The example shown by the OP is from Griffiths (3rd ed.) Chapter 5, which doesn't discuss magnetization at all. He discusses bound currents and magnetization in Chapter 6, where he leaves the uniformly magnetized (solid) cylinder as an exercise (Problem 6.7). Therefore introducing magnetization here is "jumping the gun", so to speak.

instead of dealing with a typical solenoid with closely wound loops, he instead works with a cylinder with a surface current that has no z-component. [...] I would like to know why he chose to work with a cylinder instead of a typical solenoid.

In introductory textbooks, one normally uses simplified idealized situations to introduce applications of basic laws such as Ampère's Law.

The $z$-component of the current does produce a $\phi$-component of the magnetic field. It should be an easy exercise to calculate the magnetic field produced by a very long ("infinite") cylindrical shell of current in the $z$-direction. Then combine it with the field produced by a pure "$\phi$-current", in some proportion that depends on the angle that the solenoid wires make with the $\phi$-direction, which in turn depends on the radius of the solenoid and the number of turns of wire per unit length along the solenoid.

I'm a bit surprised that Griffiths apparently doesn't discuss this later, or give this as an exercise.

 

[Charles Link]

The example shown by the OP is from Griffiths (3rd ed.) Chapter 5, which doesn't discuss magnetization at all. He discusses bound currents and magnetization in Chapter 6, where he leaves the uniformly magnetized (solid) cylinder as an exercise (Problem 6.7). Therefore introducing magnetization here is "jumping the gun", so to speak.

@jtbell I don't have a copy of that textbook, so I may have made a premature conclusion, but thank you for the input. $\\$ For your second paragraph, surface current per unit length $K=nI$, where $n$ is the number of turns per unit length, gives the current $I =\frac{K}{n}$ that would flow in the $z$ direction.

 

[patrykh18]

The $z$-component of the current does produce a $\phi$-component of the magnetic field. It should be an easy exercise to calculate the magnetic field produced by a very long ("infinite") cylindrical shell of current in the $z$-direction. Then combine it with the field produced by a pure "$\phi$-current", in some proportion that depends on the angle that the solenoid wires make with the $\phi$-direction, which in turn depends on the radius of the solenoid and the number of turns of wire per unit length along the solenoid.

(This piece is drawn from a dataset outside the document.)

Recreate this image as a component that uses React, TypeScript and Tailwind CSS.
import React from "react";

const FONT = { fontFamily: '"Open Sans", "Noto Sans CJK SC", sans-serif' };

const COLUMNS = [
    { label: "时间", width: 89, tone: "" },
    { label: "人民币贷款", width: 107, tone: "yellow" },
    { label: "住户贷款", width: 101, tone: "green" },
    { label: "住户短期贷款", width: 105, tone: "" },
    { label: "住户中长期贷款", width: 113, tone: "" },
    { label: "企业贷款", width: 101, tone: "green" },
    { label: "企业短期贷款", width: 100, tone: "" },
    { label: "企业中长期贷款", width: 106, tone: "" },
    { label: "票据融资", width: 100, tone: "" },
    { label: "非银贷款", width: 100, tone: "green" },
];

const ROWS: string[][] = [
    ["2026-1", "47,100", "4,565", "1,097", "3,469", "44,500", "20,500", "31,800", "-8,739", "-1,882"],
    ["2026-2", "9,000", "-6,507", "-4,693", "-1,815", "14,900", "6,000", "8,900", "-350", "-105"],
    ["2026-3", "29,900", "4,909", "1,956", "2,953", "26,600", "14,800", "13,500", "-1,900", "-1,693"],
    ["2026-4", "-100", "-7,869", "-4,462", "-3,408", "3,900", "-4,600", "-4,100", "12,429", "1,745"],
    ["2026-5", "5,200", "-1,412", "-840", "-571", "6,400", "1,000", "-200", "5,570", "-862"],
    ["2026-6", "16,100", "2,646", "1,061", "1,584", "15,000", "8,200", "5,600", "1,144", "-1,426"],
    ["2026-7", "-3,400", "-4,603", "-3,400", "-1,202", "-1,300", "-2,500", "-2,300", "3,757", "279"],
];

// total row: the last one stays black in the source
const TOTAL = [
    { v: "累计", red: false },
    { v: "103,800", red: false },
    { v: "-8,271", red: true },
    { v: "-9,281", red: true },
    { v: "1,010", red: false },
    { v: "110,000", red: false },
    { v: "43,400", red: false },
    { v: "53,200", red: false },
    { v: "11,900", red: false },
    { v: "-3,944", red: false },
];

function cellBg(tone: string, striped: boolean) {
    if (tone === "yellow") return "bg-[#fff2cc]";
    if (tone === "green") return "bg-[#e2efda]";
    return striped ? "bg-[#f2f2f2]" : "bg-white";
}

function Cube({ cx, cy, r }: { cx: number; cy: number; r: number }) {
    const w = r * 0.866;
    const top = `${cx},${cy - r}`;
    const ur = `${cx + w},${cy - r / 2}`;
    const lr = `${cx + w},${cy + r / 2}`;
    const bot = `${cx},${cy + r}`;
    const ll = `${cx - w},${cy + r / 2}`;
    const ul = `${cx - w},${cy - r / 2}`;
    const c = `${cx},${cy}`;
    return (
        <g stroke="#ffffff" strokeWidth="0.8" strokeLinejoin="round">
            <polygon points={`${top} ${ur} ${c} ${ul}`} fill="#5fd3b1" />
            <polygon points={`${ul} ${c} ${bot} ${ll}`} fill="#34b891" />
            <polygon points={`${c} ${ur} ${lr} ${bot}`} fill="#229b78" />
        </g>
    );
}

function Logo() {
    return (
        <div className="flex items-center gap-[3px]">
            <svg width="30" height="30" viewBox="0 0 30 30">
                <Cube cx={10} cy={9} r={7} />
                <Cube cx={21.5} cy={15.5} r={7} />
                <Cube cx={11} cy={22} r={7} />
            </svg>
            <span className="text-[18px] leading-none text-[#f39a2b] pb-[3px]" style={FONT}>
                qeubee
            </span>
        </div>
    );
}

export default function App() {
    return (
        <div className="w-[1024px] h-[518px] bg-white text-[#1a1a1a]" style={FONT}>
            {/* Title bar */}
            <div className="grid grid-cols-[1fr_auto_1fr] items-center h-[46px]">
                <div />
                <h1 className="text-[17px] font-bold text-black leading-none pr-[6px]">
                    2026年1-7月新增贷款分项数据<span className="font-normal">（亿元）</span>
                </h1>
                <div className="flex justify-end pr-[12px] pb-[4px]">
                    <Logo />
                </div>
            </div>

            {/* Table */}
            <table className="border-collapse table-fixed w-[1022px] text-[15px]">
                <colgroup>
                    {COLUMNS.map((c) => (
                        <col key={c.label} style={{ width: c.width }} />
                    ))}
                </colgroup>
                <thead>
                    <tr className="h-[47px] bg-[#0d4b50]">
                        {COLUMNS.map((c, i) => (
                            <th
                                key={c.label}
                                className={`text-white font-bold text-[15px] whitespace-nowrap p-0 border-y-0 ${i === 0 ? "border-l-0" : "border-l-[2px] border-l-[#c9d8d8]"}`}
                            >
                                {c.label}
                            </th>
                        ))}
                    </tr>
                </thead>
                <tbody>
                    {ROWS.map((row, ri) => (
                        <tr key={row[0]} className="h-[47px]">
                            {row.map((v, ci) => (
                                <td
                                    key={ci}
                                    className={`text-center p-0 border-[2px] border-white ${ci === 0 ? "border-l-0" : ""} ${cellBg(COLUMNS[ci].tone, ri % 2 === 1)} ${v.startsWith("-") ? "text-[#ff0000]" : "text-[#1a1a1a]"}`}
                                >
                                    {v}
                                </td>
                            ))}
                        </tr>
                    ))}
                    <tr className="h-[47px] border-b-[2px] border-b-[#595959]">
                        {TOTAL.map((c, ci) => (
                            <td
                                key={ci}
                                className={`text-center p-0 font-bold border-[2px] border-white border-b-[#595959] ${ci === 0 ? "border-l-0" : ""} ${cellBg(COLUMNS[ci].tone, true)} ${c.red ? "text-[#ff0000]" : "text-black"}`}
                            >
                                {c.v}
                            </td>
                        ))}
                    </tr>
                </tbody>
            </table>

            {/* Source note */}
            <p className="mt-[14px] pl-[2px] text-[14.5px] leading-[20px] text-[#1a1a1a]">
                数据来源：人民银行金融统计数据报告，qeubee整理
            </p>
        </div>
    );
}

I attempted it but I want to ask whether I'm going about it the right way:

Also is the enclosed current angle always dependent? On one hand we have that:

$\oint$$B.dl=$$\mu_o$$\int$$J.da$

Which reduces to:

$\oint$$B.dl=$$\mu_o$$I$

The first equation is a dot product between J and the area so there is a dependence on the angle. The second formula has is in terms of the current going through the surface, which as far as I know shouldn't depend on the angle. Is there anything wrong with my reasoning here?

 

[Charles Link]

I could be wrong, but isn't the current in the $z$ direction from the solenoid simply equal to $I$? For a finite length $L$, a Biot-Savart calculation will provide an answer, but it really unnecessarily complicates the concepts at hand, unless you really need to get an answer for what its value is. $\\$ For a long solenoid, ampere's law can be used to compute the $\phi$ component of $B$ outside the solenoid. There is sufficient symmetry that ampere's law is applicable for a long solenoid, and the current crossing the plane inside a circle of radius $r$, ( $r > a$), that is parallel to the x-y plane is simply $I$. Thereby you can compute $B_{\phi} =\frac{\mu_o I}{2 \pi r}$ for $r>a$, independent of $z$.